La partitura | Crítica

Música maldita

Julian Sands en la que ha sido su última aparición en el cine.

Julian Sands en la que ha sido su última aparición en el cine.

El cine de terror está repleto de buenas premisas desaprovechadas por la chapuza o la necesidad del efectismo. Es el caso de esta cinta que por desgracia no llega a ser de serie B y que especula con la supervivencia paranormal de una música cuyas disonancias contagian y expanden el mal y la muerte entre aquellos que la interpretan o escuchan. La cosa se remonta hasta el mismísimo Flautista de Hamelín, reencarnado ahora en una suerte de maligno supurante que viene a llevarse a niños y adultos cada vez que suena la inquietante melodía que lo convoca.

El islandés Erlingur Thoroddsen no termina de hacer sus deberes y sitúa la trama en el ambiente de una orquesta sinfónica y sus cuitas de poder y gloria con la sensación de no conocer el terreno ni de oídas. Poco (le) importa, la cosa aquí avanza por el lado de la obsesión de una flautista por completar una partitura maldita e inacabada para su premier mundial y por deshacer el entuerto una vez comprobada la letalidad de sus notas.

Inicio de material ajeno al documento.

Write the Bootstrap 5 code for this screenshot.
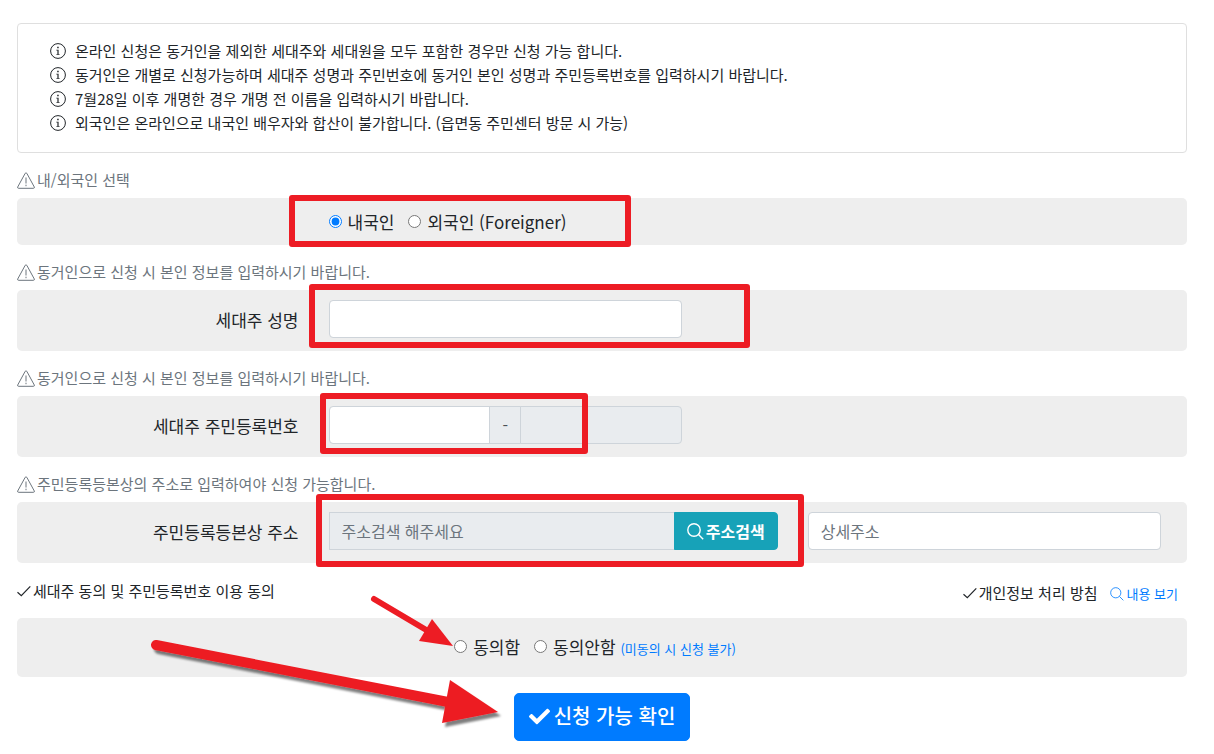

Entre tanto, sustos, golpes de efecto, casas en penumbra, tormentas, ratas bajo las camas y niños perdidos hacen de esta Partitura un cúmulo de lugares comunes que desvían siempre la atención de su macabra parábola musical sobre el combate entre la tonalidad y la atonalidad, entre la armonía y la disonancia, como ejes sobre los que giran el orden y el caos del mundo. Sirva al menos el despropósito para despedir a Julian Sands en el papel de director de orquesta diabólico, literalmente desaparecido al poco de terminar esta película, y para dejar suelto a Christopher Young en una de esas bandas sonoras donde uno puede lucirse con todos los pretextos.